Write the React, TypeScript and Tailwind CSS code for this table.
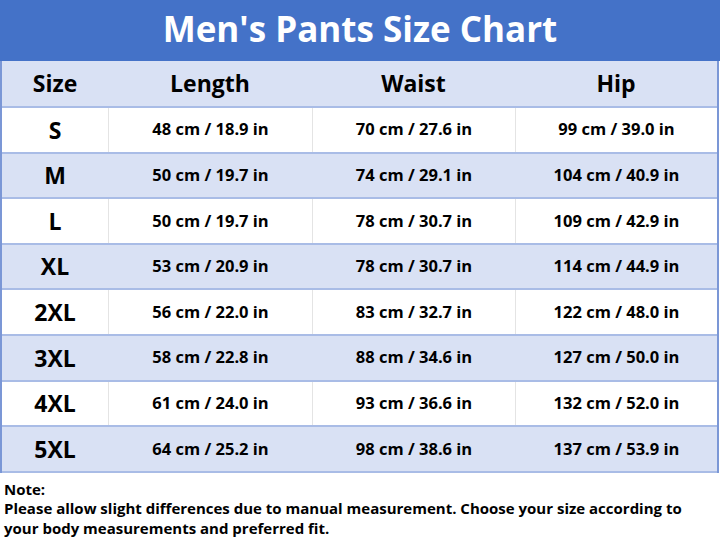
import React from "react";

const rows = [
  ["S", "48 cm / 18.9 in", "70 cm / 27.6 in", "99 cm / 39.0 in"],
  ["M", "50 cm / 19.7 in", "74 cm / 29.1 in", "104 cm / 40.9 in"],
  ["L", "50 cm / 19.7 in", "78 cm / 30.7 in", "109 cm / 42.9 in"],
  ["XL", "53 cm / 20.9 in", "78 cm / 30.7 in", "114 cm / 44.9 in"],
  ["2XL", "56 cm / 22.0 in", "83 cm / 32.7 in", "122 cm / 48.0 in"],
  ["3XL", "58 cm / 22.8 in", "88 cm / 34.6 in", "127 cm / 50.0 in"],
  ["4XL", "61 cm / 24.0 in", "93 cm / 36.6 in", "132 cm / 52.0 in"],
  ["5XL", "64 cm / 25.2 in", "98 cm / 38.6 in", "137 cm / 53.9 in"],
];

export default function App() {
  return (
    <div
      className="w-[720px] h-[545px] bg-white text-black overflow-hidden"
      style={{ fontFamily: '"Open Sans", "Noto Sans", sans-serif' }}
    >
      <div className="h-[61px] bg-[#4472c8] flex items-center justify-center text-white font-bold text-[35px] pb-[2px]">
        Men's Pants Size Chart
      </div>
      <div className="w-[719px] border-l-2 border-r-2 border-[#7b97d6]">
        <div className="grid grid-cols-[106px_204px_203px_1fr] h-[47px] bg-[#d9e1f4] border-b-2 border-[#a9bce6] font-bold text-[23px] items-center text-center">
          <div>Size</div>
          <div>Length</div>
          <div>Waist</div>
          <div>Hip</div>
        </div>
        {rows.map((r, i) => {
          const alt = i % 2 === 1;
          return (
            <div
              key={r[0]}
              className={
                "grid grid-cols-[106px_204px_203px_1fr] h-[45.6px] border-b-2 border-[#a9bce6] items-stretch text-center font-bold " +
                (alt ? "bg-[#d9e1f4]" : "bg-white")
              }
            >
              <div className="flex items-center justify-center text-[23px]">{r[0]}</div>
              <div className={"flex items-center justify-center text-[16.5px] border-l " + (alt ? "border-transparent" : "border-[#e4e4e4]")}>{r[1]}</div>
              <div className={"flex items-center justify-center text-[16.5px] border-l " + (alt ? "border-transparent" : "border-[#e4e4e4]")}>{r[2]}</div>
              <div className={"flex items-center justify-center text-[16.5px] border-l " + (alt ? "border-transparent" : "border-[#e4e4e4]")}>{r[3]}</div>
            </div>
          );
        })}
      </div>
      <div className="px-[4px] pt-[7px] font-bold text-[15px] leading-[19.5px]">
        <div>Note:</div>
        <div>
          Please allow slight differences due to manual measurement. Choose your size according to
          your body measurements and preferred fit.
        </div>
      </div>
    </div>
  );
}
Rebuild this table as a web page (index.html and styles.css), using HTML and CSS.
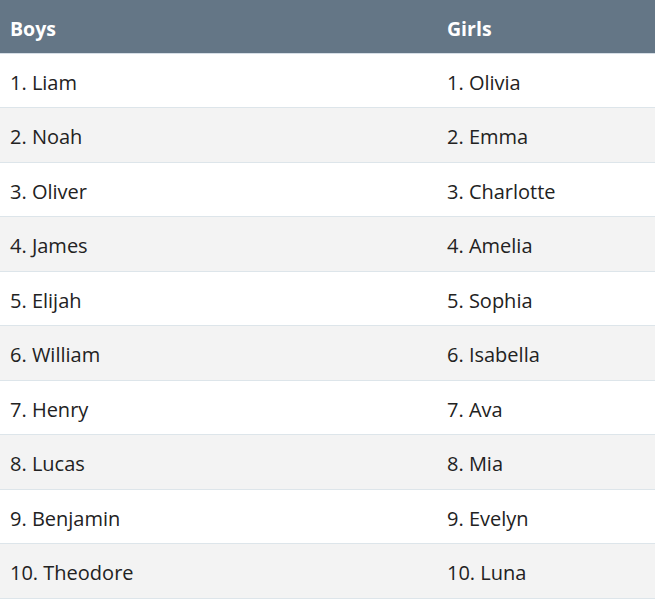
···
**YOUR TASK**
Pictures do not belong in the copy. Repeat only the lines from the top of the records through the line containing "import React from".

**SOLUTION TO THE PROBLEM**
Write the React, TypeScript and Tailwind CSS code for this table.
import React from "react";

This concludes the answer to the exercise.